Perkembangan seperti ini tentu memprihatinkan. Karena pemerintah atau pemimpin juga sering melakukannya demi popularitas, biar terpilih kembali. Berbagai bantuan atau pemberian terus diawetkan untuk masyarakat, hingga muncul kesan bahwa penderitaan, kemiskinan atau kekurangan terus dipelihara agar pemimpin atau pemerintah bisa terus memberi dan disyukuri oleh masyarakat.

Maka pemberian atau program gratis dari pemerintah kemudian sering tidak tepat sasaran. Padahal program itu jelas untuk masyarakat yang memenuhi standar sebagai penerima bantuan, tetapi malahan banyak program gratis yang hanya bisa diakses oleh kalangan yang paham akan celah dan cara mendapatkanya. Dan tidak jarang kita menemui program-program gratis ini yang menerima justu keluarga dari kalangan orang-orang yang memang mampu. Dan masyarakat yang tidak mampu hanya karena kurang akses dan orang dalam maka hanya berangan-angan dengan harap diberi.

Pun sebenarnya yang kerap dibilang gratis oleh pemerintah sebenarnya juga tidak gratis. Karena dananya berasal dari anggaran negara. Anggaran yang sebagian dikumpulkan dari pajak yang mesti dibayarkan oleh masyarakat.

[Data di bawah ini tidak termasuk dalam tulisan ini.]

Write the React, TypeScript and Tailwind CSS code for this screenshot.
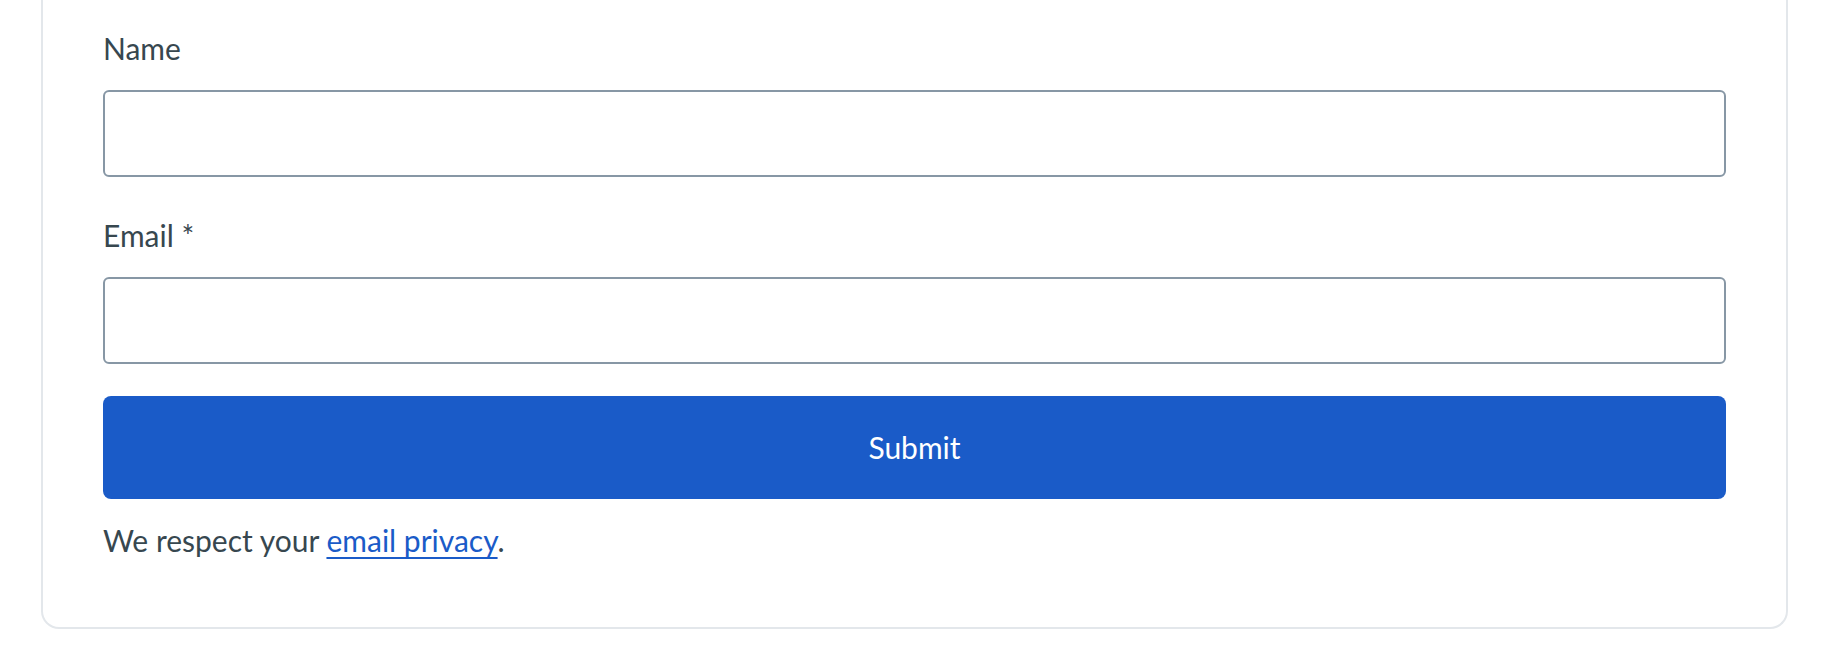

Uang pemerintah sebenarnya sebagian merupakan uang masyarakat yang diserahkan kepada pemerintah lewat berbagai punggutan, mulai dari pajak, retribusi dan lain-lain. Uang itulah yang kemudian dipakai pemerintah untuk menunjukkan citra baiknya. Pemerintah mendapat untung dari memberi bantuan yang serba gratis poll itu. Padahal mensejahterakan masyarakat adalah tugas utama pemerintah, jadi seharusnya tak perlu diganjar dengan citra baik karena menggratiskan segala sesuatu.

Perihal ini masyarakat memang membutuhkan pemahaman, agar bisa turut mengawasi dan mengakses sesuai cara dan syarat untuk mendapatkan bantuan program yang serba gratis. Sehingga apa yang diberikan secara gratis oleh pemerintah jauh dar kecurangan, penyalahgunaan dan tidak tepat sasaran. Yang gratis-gratis semestinya menjadi bentuk pemenuhan kewajiban pemerintah, bukan niat atau amal baik dari pemimpin pemerintahan.